Pottsville, Pa., April 27. -- (AP) -- Seven men died today and ten were seriously burned in the nation's second major mine disaster in less than a week.

An explosion shook the St. Clair Coal Company's anthracite workings only a few days after nearly half a hundred died in a blast in a bituminous mine at Grundy, Va.

The explosion, attributed to gas, occurred in a slope four miles from this Eastern Pennsylvania hard coal center an hour after 600 men had begun the day's work.

Nineteen were working on the level, 500 feet or more underground, where the blast let go.  Two were uninjured.

The day that began normally for families throughout the great mining regions ended in a night of mourning.  Funeral crepe hung from the doors of six homes.  One wreath on a single home signaled the ending of two lives -- the Terris brothers, Michael and John, who came over from Port Carbon each day.
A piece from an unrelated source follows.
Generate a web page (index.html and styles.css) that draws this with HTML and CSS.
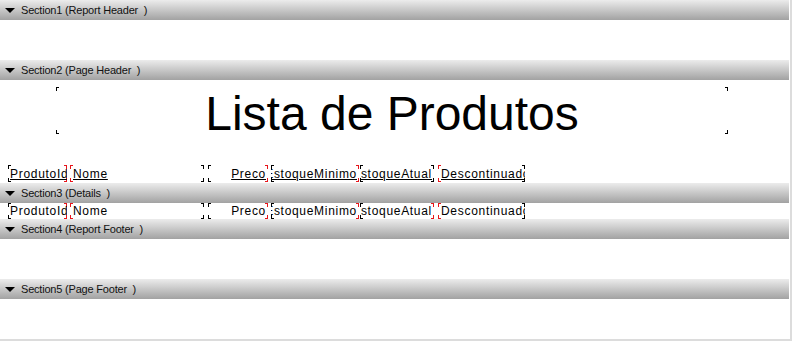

The other dead -- all lifeless when rescuers toiled through "black damp," a death-dealing gas that often follows a mine explosion, to reach the scene -- were:
  • Frank Montgomery, 30
  • Paul Sikra, 40
  • Wasil Holovak, 45
  • Luke Chuckran, 40
  • Richard Barney, 42
Seventeen children, ranging from a baby less than a week old to those in their teens, were left orphans and four wives became widows.

Holovak was the father of 13 children, Sikra, one and Chuckran three.  Barney was married but childless.  The others were unmarried.

Peter Homa, a motor operator, and Joseph Stepanoski, a miner, working at the entrance to the disaster slope, heard the explosion and gave the alarm.

It was four hours before the first victim -- Montgomery -- was brought down the single gauge railroad to the main shaft from the "release slope" where the rescuers entered the mine a mile away from the crowd of anxious relatives and friends.

Then the others were brought down -- some dead, others with clothing burned off by flames that enveloped them after the explosion.

Harvey Harrison, assistant superintendent, said Andrew Potts, the mine fire boss, had inspected the scene and had pronounced it safe for the men to enter -- a regular routine job.